What the task asks: Give only the number of lines in the listing below where the string "components" occurs.

Dataset content:
.....

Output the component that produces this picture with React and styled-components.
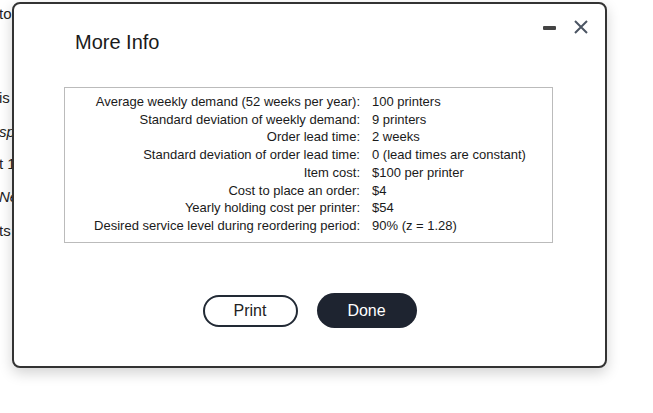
import styled, { createGlobalStyle } from "styled-components";

const Global = createGlobalStyle`
  html, body {
    margin: 0;
    padding: 0;
    background: #fff;
    font-family: "Liberation Sans", Arial, sans-serif;
  }
`;

const Page = styled.div`
  position: relative;
  width: 653px;
  height: 413px;
  overflow: hidden;
  background: #fff;
`;

const Backdrop = styled.div`
  display: flex;
  flex-direction: column;
  padding-top: 5px;
  font-size: 15px;
  color: #222;
`;

const BackLine = styled.div`
  height: 17px;
  margin-left: -1px;
  margin-top: ${(p) => p.gap}px;
  font-style: ${(p) => (p.italic ? "italic" : "normal")};
  white-space: nowrap;
`;

const Dialog = styled.div`
  position: absolute;
  left: 12px;
  top: 2px;
  width: 595px;
  height: 366px;
  box-sizing: border-box;
  border: 2px solid #333;
  border-radius: 8px;
  background: #fff;
  box-shadow: 0 5px 14px rgba(0, 0, 0, 0.18);
  display: flex;
  flex-direction: column;
`;

const Header = styled.div`
  display: flex;
  align-items: flex-start;
  justify-content: space-between;
  padding: 25px 16px 0 61px;
  height: 58px;
  box-sizing: border-box;
`;

const Title = styled.h1`
  margin: 0;
  font-size: 20px;
  font-weight: normal;
  color: #1a1a1a;
  line-height: 26px;
`;

const Controls = styled.div`
  display: flex;
  align-items: center;
  gap: 17px;
  margin-top: -10px;
`;

const Minimize = styled.span`
  display: block;
  width: 13px;
  height: 4px;
  border-radius: 1px;
  background: #444;
  margin-top: 2px;
`;

const Body = styled.div`
  padding: 25px 0 0 50px;
`;

const InfoTable = styled.div`
  width: 489px;
  height: 156px;
  box-sizing: border-box;
  border: 1px solid #bbb;
  display: grid;
  grid-template-columns: 295px 1fr;
  column-gap: 12px;
  align-content: start;
  padding-top: 5px;
  font-size: 13px;
  color: #1a1a1a;
`;

const Label = styled.div`
  text-align: right;
  line-height: 17.7px;
  white-space: nowrap;
`;

const Value = styled.div`
  line-height: 17.7px;
  white-space: nowrap;
`;

const Footer = styled.div`
  display: flex;
  justify-content: center;
  align-items: center;
  gap: 19px;
  margin-top: 50px;
`;

const Button = styled.button`
  font-family: "Liberation Sans", Arial, sans-serif;
  font-size: 16px;
  border-radius: 18px;
  cursor: pointer;
  box-sizing: border-box;
  width: ${(p) => (p.primary ? "100px" : "95px")};
  height: ${(p) => (p.primary ? "35px" : "32px")};
  border: ${(p) => (p.primary ? "none" : "2px solid #222a35")};
  background: ${(p) => (p.primary ? "#1e2430" : "#fff")};
  color: ${(p) => (p.primary ? "#fff" : "#222")};
`;

const rows = [
  ["Average weekly demand (52 weeks per year):", "100 printers"],
  ["Standard deviation of weekly demand:", "9 printers"],
  ["Order lead time:", "2 weeks"],
  ["Standard deviation of order lead time:", "0 (lead times are constant)"],
  ["Item cost:", "$100 per printer"],
  ["Cost to place an order:", "$4"],
  ["Yearly holding cost per printer:", "$54"],
  ["Desired service level during reordering period:", "90% (z = 1.28)"],
];

const back = [
  { t: "to", gap: 0 },
  { t: "is", gap: 67 },
  { t: "spo", gap: 17, italic: true },
  { t: "t 1", gap: 15 },
  { t: "Ne", gap: 16, italic: true },
  { t: "ts", gap: 17 },
];

function App() {
  return (
    <Page>
      <Global />
      <Backdrop>
        {back.map((b) => (
          <BackLine key={b.t} gap={b.gap} italic={b.italic}>
            {b.t}
          </BackLine>
        ))}
      </Backdrop>
      <Dialog>
        <Header>
          <Title>More Info</Title>
          <Controls>
            <Minimize />
            <svg width="16" height="16" viewBox="0 0 16 16">
              <path d="M2 2 L14 14 M14 2 L2 14" stroke="#4b5563" strokeWidth="2" />
            </svg>
          </Controls>
        </Header>
        <Body>
          <InfoTable>
            {rows.map(([l, v]) => (
              <>
                <Label key={l}>{l}</Label>
                <Value key={l + "v"}>{v}</Value>
              </>
            ))}
          </InfoTable>
        </Body>
        <Footer>
          <Button>Print</Button>
          <Button primary>Done</Button>
        </Footer>
      </Dialog>
    </Page>
  );
}

export default App;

.....

Exercise answer: 2